The key to achieving a complete, real-time picture of security posture is to use a purple teaming paradigm for continuous assessment.
The cybersecurity industry is at a critical juncture. The last decade has laid a solid foundation of security operations and compliance concepts. But it is becoming obvious that despite this robust foundation, businesses are still getting infiltrated and teams still struggle with what tasks to prioritize. Furthermore, security programs are being bombarded with new tools and vendors promoting the latest technology, all while suffering a skills shortage. Essentially, the security program’s objective can quickly be lost in the jumble of technology options, time constraints, and data overload.
In the end, every company must answer the question, “How do adversaries breach the environment and how quickly can they stop them?” Organizations become vulnerable when the focus of the task shifts too far away from this core question.
Purple teaming can help keep everyone focused on that crucial question, but only if it is utilized as a mindset, a method of addressing and prioritizing the never-ending demands that security teams face.
Purple teaming is an exciting concept in cybersecurity, but it’s easy to misunderstand it and dismiss it without fully exploring it. Purple teaming, when implemented carefully, can transform the way security work is done and how the C-suite understands and communicates an organization’s security posture.
The Need for Purple Teaming
Purple teaming aims to break down cultural barriers, increase communication, and upgrade everyone’s skills and capabilities. This approach can significantly shorten the mean time to remediation for reported vulnerabilities and risks, as well as swiftly uncover important security shortfalls.
A purple team does not mean a mix of red and blue responsibilities – it is a function of those independent entities that ensures clear communication between them. For both red and blue team members, communication should be a fundamental aspect of the job. Teams are fractured if they don’t share knowledge for the common goal of upgrading defences.
Purple teaming is already an important job function for both offensive and defensive security specialists. Regrettably, what should happen and what really happens do not always coincide. It’s all too easy for offensive and defensive specialists to compartmentalize into separate and sometimes warring viewpoints. Collaboration is critical for discovering risks and proactively remediating them, but it can get lost in a jumble of goals and reports.
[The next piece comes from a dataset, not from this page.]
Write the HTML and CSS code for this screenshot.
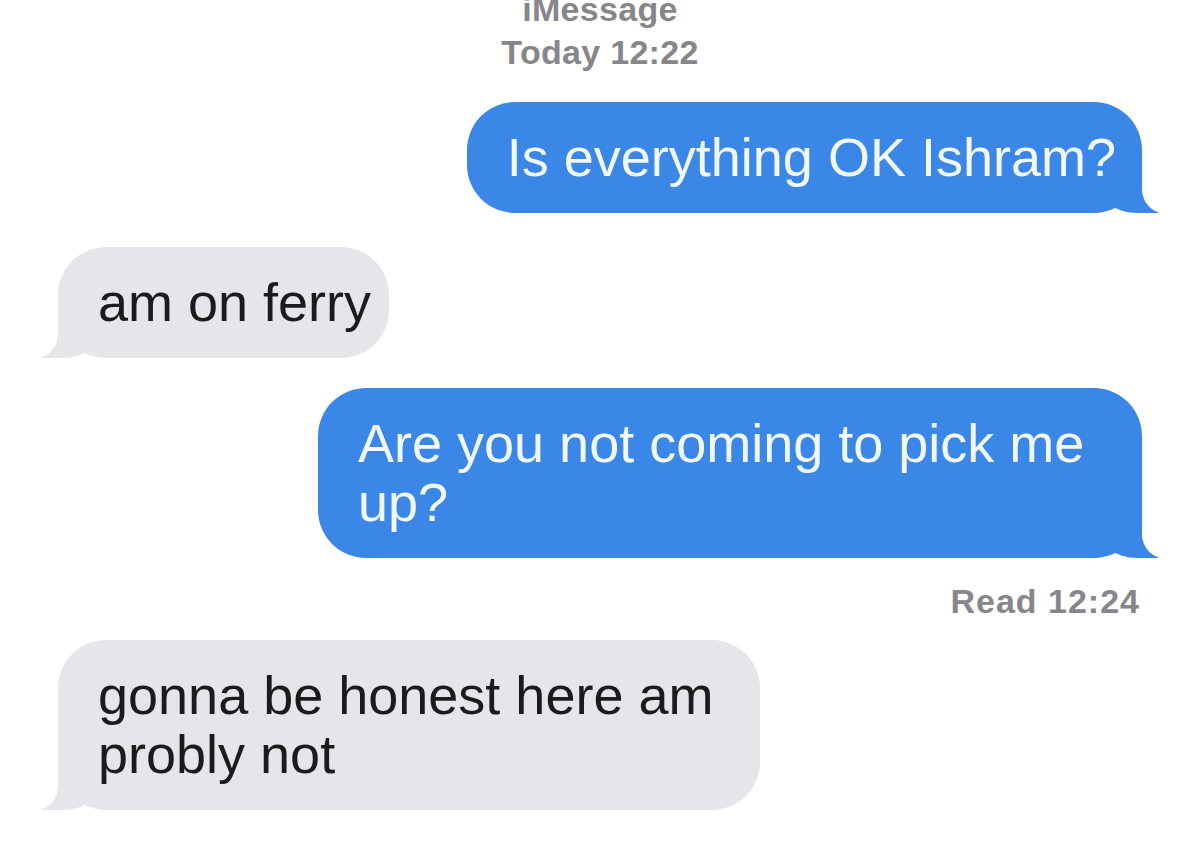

Furthermore, the purple team is in charge of delivering a full picture of actual security holes. The purple team benefits greatly from using a framework like MITRE ATT&CK since it can explain what vulnerabilities exist at different stages of the breach and attack life cycle. By focusing on certain metrics, the company may have a better understanding of how their security measures up. A methodology of continual evaluation and correction is the key to gaining this visibility.
Continuous Assessment Mindset
Purple teaming is, at its core, a collaborative process of constant assessment. Short iteration cycles with defined and transparent goals are ideal for the paradigm. These cycles should occur on a regular basis and should be planned and collaborative. Limiting scope is a novel strategy for teams that are accustomed to preparing for long, drawn-out assessments that last weeks or months.
By collaborating to test something specific, the teams can learn from each other and act on the results quickly. As a result, the team is able to detect and close important security gaps more quickly, resulting in a real-time trend view of the security posture.
This model can be difficult to implement. However, purple teaming as a paradigm, can provide enterprises a complete picture of their security posture and allow everyone, regardless of which teams they are in, to focus on getting the necessary task done with the right attitude, support, and partnership.